I was reading something on another website of a 'pom in oz', who took his little girl with him to the DIY store, got chatting to the lady on the till, who was a Brit and had a daughter of the same age, telephone numbers exchanged for his wife. Play date arranged and off they went and so on, all opened by the children. I'm not saying they haven't had to put effort into making the friendships work, but the kids have helped a lot.

 

It is the same wherever you move to in the UK or out here, (although at least back home you do have some cultural references). A friend of mine moved from the Midlands to Poole in Dorset when she married her first husband. She never really settled in Poole and never made any friends there (she had no kids either).

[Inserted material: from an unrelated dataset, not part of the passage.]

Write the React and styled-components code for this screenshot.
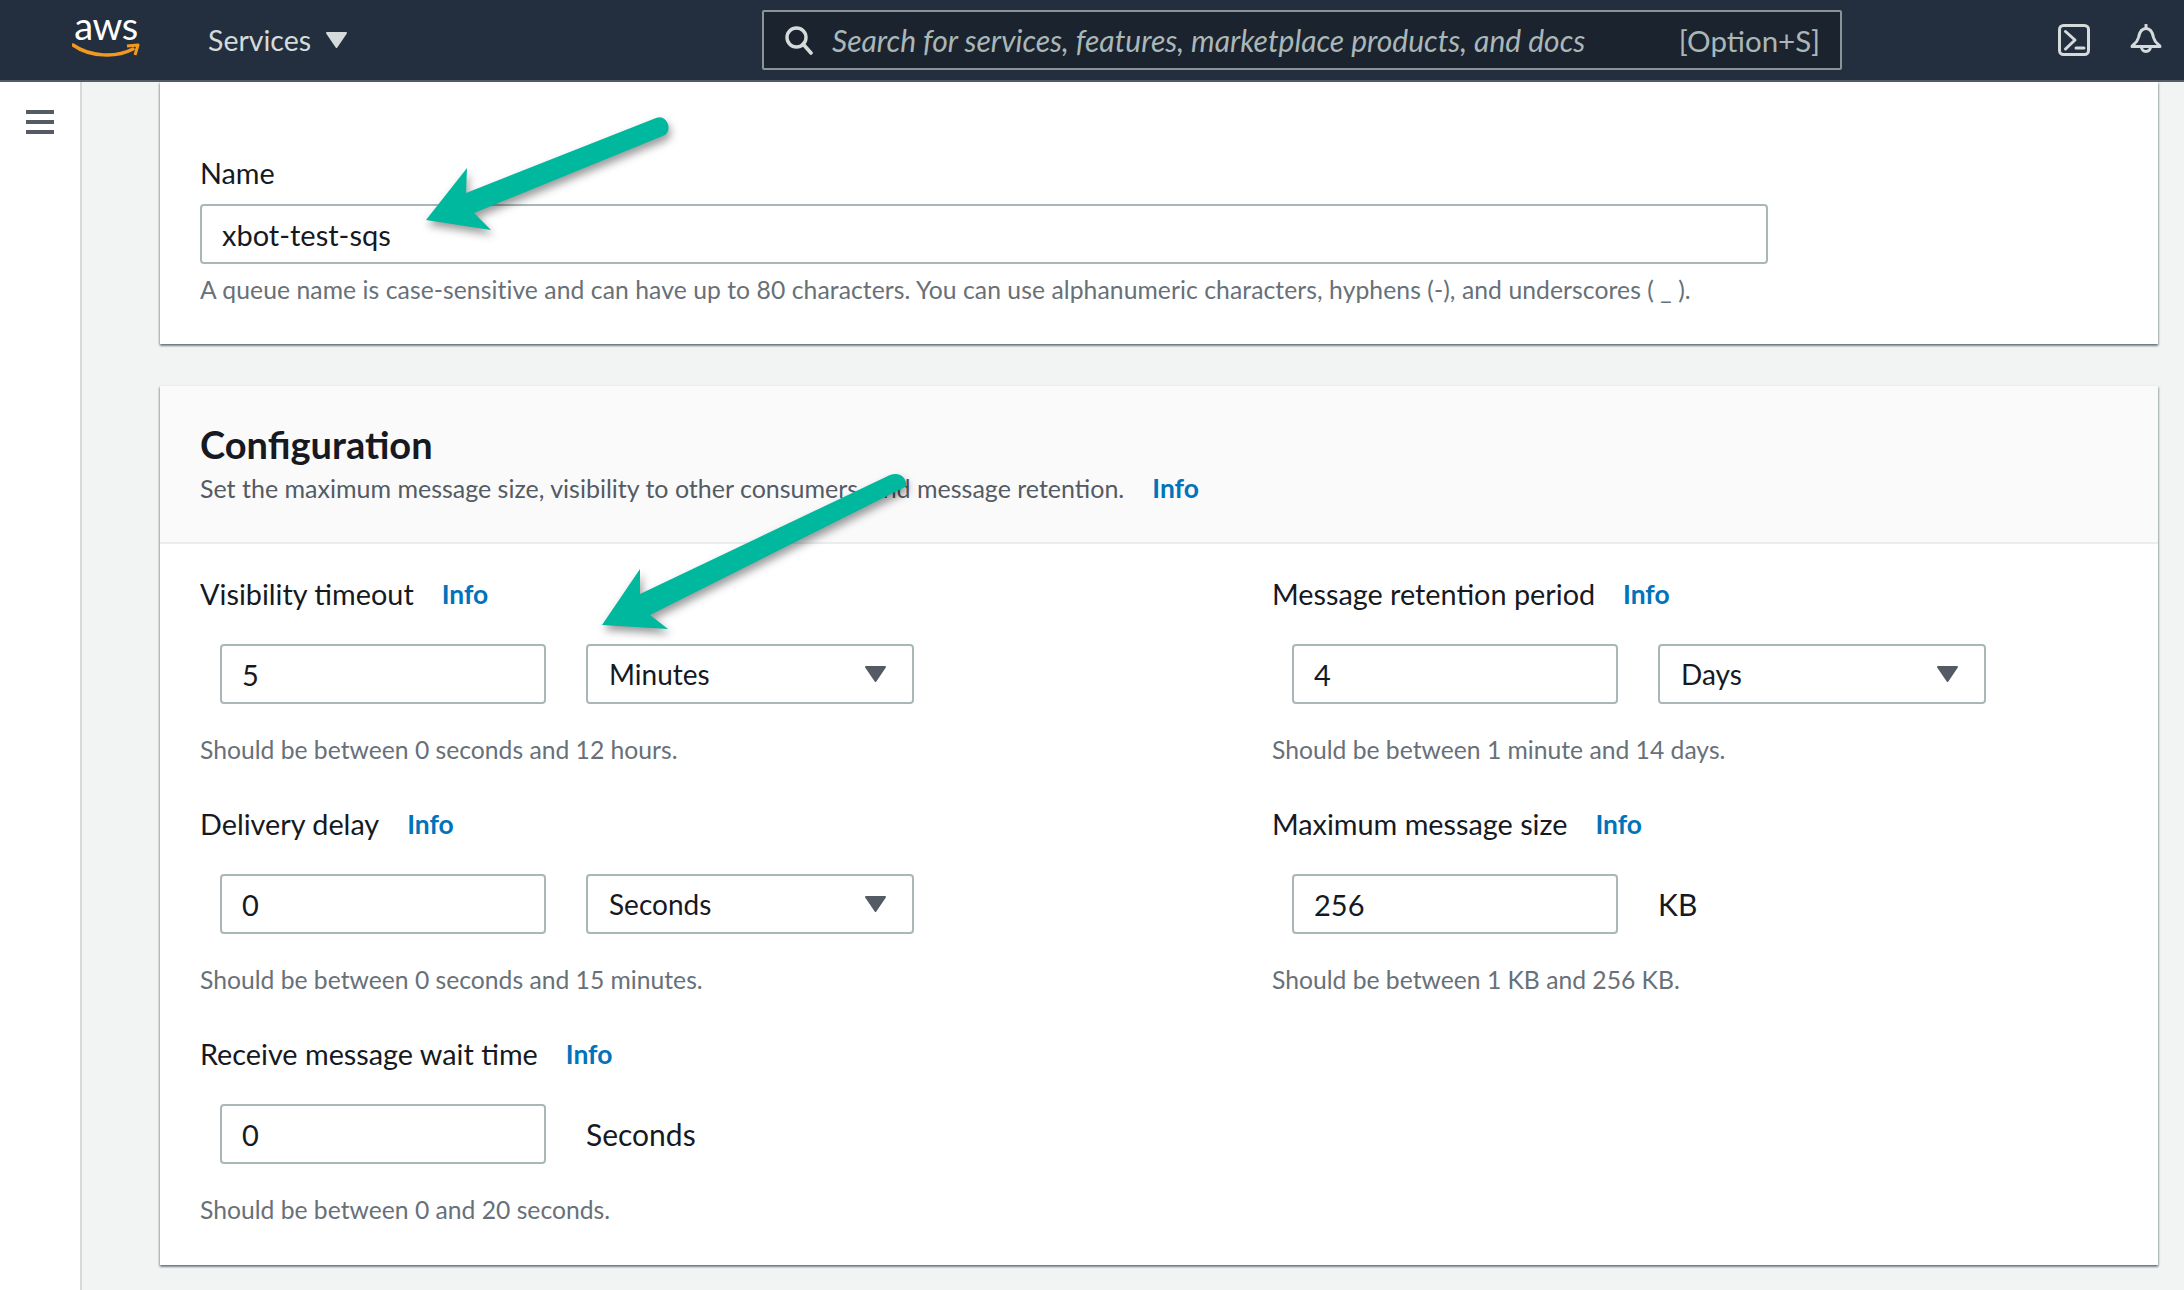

She began working in Bournemouth and did make friends via work and also met her second husband. She then moved to Salisbury and fell pregnant. This was when she really began to settle and make friends at anti-natal classes, many of these people she is still firm friends with nearly 12 years later. Another example of how kids can help the doors to creak open a bit.

 

A lady I met at a BBQ before I came out here had lived in Sydney for about 10 years, but went back home, not sure why. But she told me it took her a least 12 months before she even felt she was beginning to settle and be part of a group of friends. Although when she came out here she would have been in her early 20's and been more willing to join in the 'party after work' crowd and go out drinking. If you are like me, been there done that and don't want to do that again, I can't keep up! Also a lot of people my age late 30's and early 40's have kids and so we generally wont move in the same social circles.

 

Maybe I should set up a 'would like to meet' website, for friendship only, not a lonely hearts one as there are plenty out there, but try to match like minded people together in areas to help develop friendships. I think there is some mileage in that one! LOL!!

 

I hope the OP and his brother can get themselves sorted out it's not nice being lonely.